After what I considered a reasonable amount of time, I gave up any pretense of politeness in waiting for my friend and ordered a glass of Barren Ridge Vidal Blanc. The couple to my left was enjoying Old Saltes and cocktails while the man to my right ordered Scotch.
Looking for conversation, I asked why he was there and he explained that he works in Richmond during the week and usually goes home to New England on the weekend. "Except when it's so much colder up there, then I stay here. If it's cold in both places, I go to Florida for the weekend."
I could relate. I prefer as much warmth as possible myself.
Eventually, I gave up on my tardy friend and decided to leave for greener pastures. I wasn't upset, just ready for a change of scenery. Wouldn't you know just as I was crossing the street to my car, here he comes around the corner in his car?
After jokes about picking up women in the street, we drove to Heritage where he'd at least had the foresight to make a reservation at the bar. It was a good thing, too, because the place was stupidly busy, not that you'd know it given the gracious and smiling staff that flitted about between tables and bar as if they were weightless.
My friend's one of those people who goes far too long without eating and then inhales two days' worth of food at once, a gluttonous plan he insisted I be a part of and then increased the chance of me acquiescing with a bottle of McPhearson Sparkling Riesling.
Since it was his first time at Heritage, we had to begin with pork fries and house pickles (I do love a good bread and butter pickle), followed by a special of steak tartare with a fried Soba noodle nest (loved the crunch) and then fried broccoli taking its kick from yuzukosho and Japanese mayo.
We had our backs to the room which was so raucous that any trace of music was obliterated. Several tables seemed to be celebrating, obvious because of occasional outbursts and noisy hilarity, making it feel like we were in the midst of a giant party.
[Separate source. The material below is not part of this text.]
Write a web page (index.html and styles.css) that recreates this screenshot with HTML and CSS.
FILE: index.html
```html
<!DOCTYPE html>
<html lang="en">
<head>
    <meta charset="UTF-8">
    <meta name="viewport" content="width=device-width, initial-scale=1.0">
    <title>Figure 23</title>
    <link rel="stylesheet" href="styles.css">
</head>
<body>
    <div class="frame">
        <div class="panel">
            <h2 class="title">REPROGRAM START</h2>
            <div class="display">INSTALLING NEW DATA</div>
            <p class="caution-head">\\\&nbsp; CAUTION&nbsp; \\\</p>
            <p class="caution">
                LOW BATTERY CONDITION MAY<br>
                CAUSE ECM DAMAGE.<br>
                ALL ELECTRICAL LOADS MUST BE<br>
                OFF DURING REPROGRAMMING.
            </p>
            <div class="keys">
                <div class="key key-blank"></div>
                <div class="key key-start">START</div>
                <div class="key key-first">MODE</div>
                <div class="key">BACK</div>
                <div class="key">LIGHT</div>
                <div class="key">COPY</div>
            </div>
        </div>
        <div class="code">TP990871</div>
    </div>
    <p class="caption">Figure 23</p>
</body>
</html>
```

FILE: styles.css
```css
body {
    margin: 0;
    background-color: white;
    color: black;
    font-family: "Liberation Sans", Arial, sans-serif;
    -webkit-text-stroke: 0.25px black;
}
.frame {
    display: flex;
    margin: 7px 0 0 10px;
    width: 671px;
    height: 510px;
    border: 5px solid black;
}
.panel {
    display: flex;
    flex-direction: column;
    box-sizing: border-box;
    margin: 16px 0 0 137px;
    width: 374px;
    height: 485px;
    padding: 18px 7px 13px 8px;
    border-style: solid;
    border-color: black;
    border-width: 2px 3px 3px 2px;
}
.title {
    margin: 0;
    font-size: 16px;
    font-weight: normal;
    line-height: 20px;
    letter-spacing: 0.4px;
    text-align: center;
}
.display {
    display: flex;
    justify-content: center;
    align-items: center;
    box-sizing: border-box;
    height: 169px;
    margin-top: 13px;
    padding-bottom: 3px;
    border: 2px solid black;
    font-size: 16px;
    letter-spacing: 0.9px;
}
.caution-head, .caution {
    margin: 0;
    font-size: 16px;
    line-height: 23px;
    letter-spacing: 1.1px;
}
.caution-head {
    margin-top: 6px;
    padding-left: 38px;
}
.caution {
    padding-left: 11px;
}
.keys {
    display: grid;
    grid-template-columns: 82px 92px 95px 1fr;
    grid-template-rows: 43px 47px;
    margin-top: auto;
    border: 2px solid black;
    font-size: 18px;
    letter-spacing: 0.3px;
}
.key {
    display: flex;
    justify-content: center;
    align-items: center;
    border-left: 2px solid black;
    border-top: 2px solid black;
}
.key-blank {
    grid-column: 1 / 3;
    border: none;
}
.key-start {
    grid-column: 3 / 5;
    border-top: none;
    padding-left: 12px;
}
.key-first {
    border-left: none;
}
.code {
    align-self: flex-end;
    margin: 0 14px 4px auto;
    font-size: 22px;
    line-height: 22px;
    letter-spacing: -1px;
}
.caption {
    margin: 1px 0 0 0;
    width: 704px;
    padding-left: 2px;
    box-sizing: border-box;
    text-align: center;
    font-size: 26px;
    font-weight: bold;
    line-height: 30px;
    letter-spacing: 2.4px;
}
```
Why not? After all, it is Friday night.
As the chef was making his rounds, he stopped behind us and was soon lost in animated conversation with my buddy about fishing, boats and other angling topics that certain men get excited about. I did glean that you can catch some pretty big, ugly stingrays at Stingray Point (duh) and large mouth bass in Goochland.
Beyond that, they may as well have been Charlie Brown's teacher for all I heard. Wah, wah, wah.
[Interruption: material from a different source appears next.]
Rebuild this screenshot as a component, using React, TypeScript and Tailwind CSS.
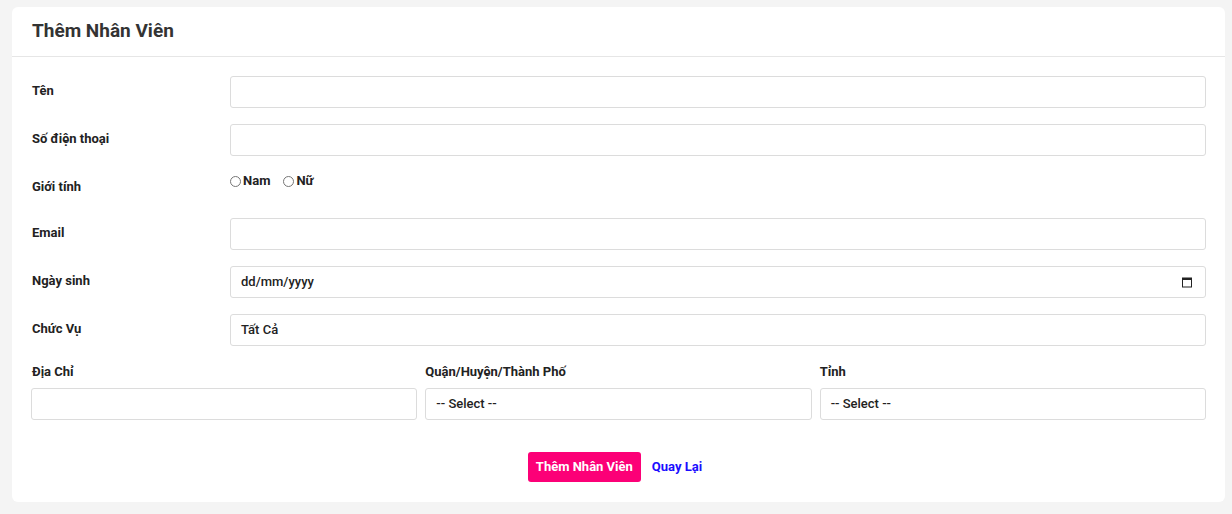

But chefs gotta cook and customers gotta eat, so we went back to making up for Friend's deficit with hickory-smoked pork belly that got the Asian treatment courtesy of kimchi, bok choy, carrots and ginger, with Virginia peanuts thrown in for good measure.
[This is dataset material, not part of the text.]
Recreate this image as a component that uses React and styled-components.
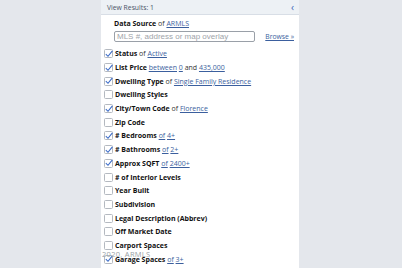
import React from "react";
import styled, { createGlobalStyle } from "styled-components";

const Global = createGlobalStyle`
  html, body { margin: 0; padding: 0; background: #e4e7ec; }
  body { font-family: "Open Sans", "Noto Sans", sans-serif; }
`;

const Page = styled.div`
  width: 402px;
  height: 268px;
  display: flex;
  justify-content: center;
  overflow: hidden;
  background: #e4e7ec;
`;

const Panel = styled.div`
  position: relative;
  width: 198px;
  margin-left: -2px;
  background: #fff;
  display: flex;
  flex-direction: column;
`;

const Header = styled.div`
  height: 14px;
  display: flex;
  align-items: center;
  justify-content: space-between;
  padding: 0 5px 0 6px;
  background: #edf1f5;
  border-bottom: 1px solid #d8dee6;
  font-size: 6.8px;
  color: #4a5566;
`;

const Chevron = styled.span`
  color: #3a66b8;
  font-size: 10px;
  line-height: 1;
`;

const Source = styled.div`
  padding: 3px 4px 0 13px;
  display: flex;
  flex-direction: column;
  gap: 2px;
`;

const SourceTitle = styled.div`
  font-size: 7px;
  line-height: 11px;
`;

const Bold = styled.b`
  font-weight: 700;
  color: #111;
`;

const Of = styled.span`
  color: ${(p) => (p.$link ? "#3b5f9e" : "#333")};
  text-decoration: ${(p) => (p.$link ? "underline" : "none")};
  font-weight: 400;
`;

const InputRow = styled.div`
  display: flex;
  align-items: center;
  justify-content: space-between;
`;

const Input = styled.div`
  width: 135px;
  height: 9px;
  border: 1px solid #9aa0a8;
  border-radius: 2px;
  padding: 0 2px;
  font-family: "Liberation Sans", Arial, sans-serif;
  font-size: 8px;
  line-height: 9px;
  color: #a0a4aa;
  white-space: nowrap;
  overflow: hidden;
`;

const Browse = styled.a`
  font-size: 6.8px;
  color: #3b5f9e;
  text-decoration: underline;
  margin-right: 1px;
`;

const List = styled.div`
  display: flex;
  flex-direction: column;
  padding: 5px 0 0 3px;
`;

const Row = styled.div`
  height: 13.7px;
  display: flex;
  align-items: center;
  gap: 2px;
  font-size: 7px;
  white-space: nowrap;
`;

const Box = styled.span`
  width: 7px;
  height: 7px;
  border: 1px solid #b4b9c0;
  border-radius: 1.5px;
  background: #fff;
  display: flex;
  align-items: center;
  justify-content: center;
  flex: none;
`;

const Watermark = styled.div`
  position: absolute;
  left: 1px;
  top: 249px;
  font-size: 7.5px;
  color: #9a9fa6;
  letter-spacing: 0.3px;
  pointer-events: none;
`;

const Check = () => (
  <svg width="8" height="8" viewBox="0 0 8 8" style={{ overflow: "visible" }}>
    <path d="M0.8 4.2 L3 6.3 L7.4 0.9" fill="none" stroke="#3c6cc8" strokeWidth="1.1" />
  </svg>
);

const rows = [
  { label: "Status", checked: true, parts: [["of", 0], ["Active", 1]] },
  { label: "List Price", checked: true, parts: [["between", 1], ["0", 1], ["and", 0], ["435,000", 1]] },
  { label: "Dwelling Type", checked: true, parts: [["of", 0], ["Single Family Residence", 1]] },
  { label: "Dwelling Styles", checked: false, parts: [] },
  { label: "City/Town Code", checked: true, parts: [["of", 0], ["Florence", 1]] },
  { label: "Zip Code", checked: false, parts: [] },
  { label: "# Bedrooms", checked: true, parts: [["of", 1], ["4+", 1]] },
  { label: "# Bathrooms", checked: true, parts: [["of", 1], ["2+", 1]] },
  { label: "Approx SQFT", checked: true, parts: [["of", 1], ["2400+", 1]] },
  { label: "# of Interior Levels", checked: false, parts: [] },
  { label: "Year Built", checked: false, parts: [] },
  { label: "Subdivision", checked: false, parts: [] },
  { label: "Legal Description (Abbrev)", checked: false, parts: [] },
  { label: "Off Market Date", checked: false, parts: [] },
  { label: "Carport Spaces", checked: false, parts: [] },
  { label: "Garage Spaces", checked: true, parts: [["of", 1], ["3+", 1]] },
];

const Label = ({ label, parts }) => (
  <span>
    <Bold>{label}</Bold>
    {parts.map(([t, l], i) => (
      <React.Fragment key={i}>
        {" "}
        <Of $link={!!l}>{t}</Of>
      </React.Fragment>
    ))}
  </span>
);

export default function App() {
  return (
    <Page>
      <Global />
      <Panel>
        <Header>
          <span>View Results: 1</span>
          <Chevron>‹</Chevron>
        </Header>
        <Source>
          <SourceTitle>
            <Bold>Data Source</Bold> <Of>of</Of> <Of $link>ARMLS</Of>
          </SourceTitle>
          <InputRow>
            <Input>MLS #, address or map overlay</Input>
            <Browse>Browse »</Browse>
          </InputRow>
        </Source>
        <List>
          {rows.map((r) => (
            <Row key={r.label}>
              <Box>{r.checked && <Check />}</Box>
              <Label label={r.label} parts={r.parts} />
            </Row>
          ))}
        </List>
        <Watermark>2020, ARMLS</Watermark>
      </Panel>
    </Page>
  );
}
My friend was craving pasta and although I could usually ignore housemade orecchiette in pork and beef Bolognese, the oozing Burrata atop all that meaty goodness called to me like a siren song and I caved for a few bites with no regrets.
Worth noting is the beautifully artistic bowl the Bolognese arrived in because it was handmade by one of the servers, along with a lot of the coffee service pieces, we were told. Several other dishes also arrived on the distinctive-looking stoneware, a decidedly appropriate way for a restaurant to show off local talent.
Not since Aziza's water pitchers can I recall a restaurant doing something so groovy.
Another tasty Asian take was on beef and broccoli and starred Wagyu beef, Haas mushrooms (my companion, the forager - who knew? - had to have the back story), ginger and toothsome black rice, but by that point, I can't say I was really pulling my weight any more.
Unlike him, I had eaten regular meals over the past two days and I was just about stuffed.
Even so, I managed to indulge in several schmears of chicken liver pate topped by apple mostarda and beet gelee, albeit not to the extent that some people I could mention did (while their arteries closed incrementally).
"I'll get him out on that boat and make him give me this recipe," the evil, avid fisherman next to me insisted.
Or you could just ask nicely for it?
Of course I was going to order dessert, despite my friend explaining that he doesn't really have a sweet tooth. The funny part was, once the chocolate "candy bar" and housemade Nutella ice cream showed up, his spoon made several guest appearances in both dishes.
Devoted as I am to dark chocolate, it was the accouterments - burnt meringue, candied corn pops and "crunch" - that made it something out of the ordinary.
Since I hadn't realized tonight's plan was to eat for the recent past (or foreseeable future), all of a sudden, it was far too late to make it to my public bitch session on what it means to be a woman in 2016.
It's sort of a wide-ranging topic, but I've got a few things to say on the subject. Ask nicely and I'll tell you.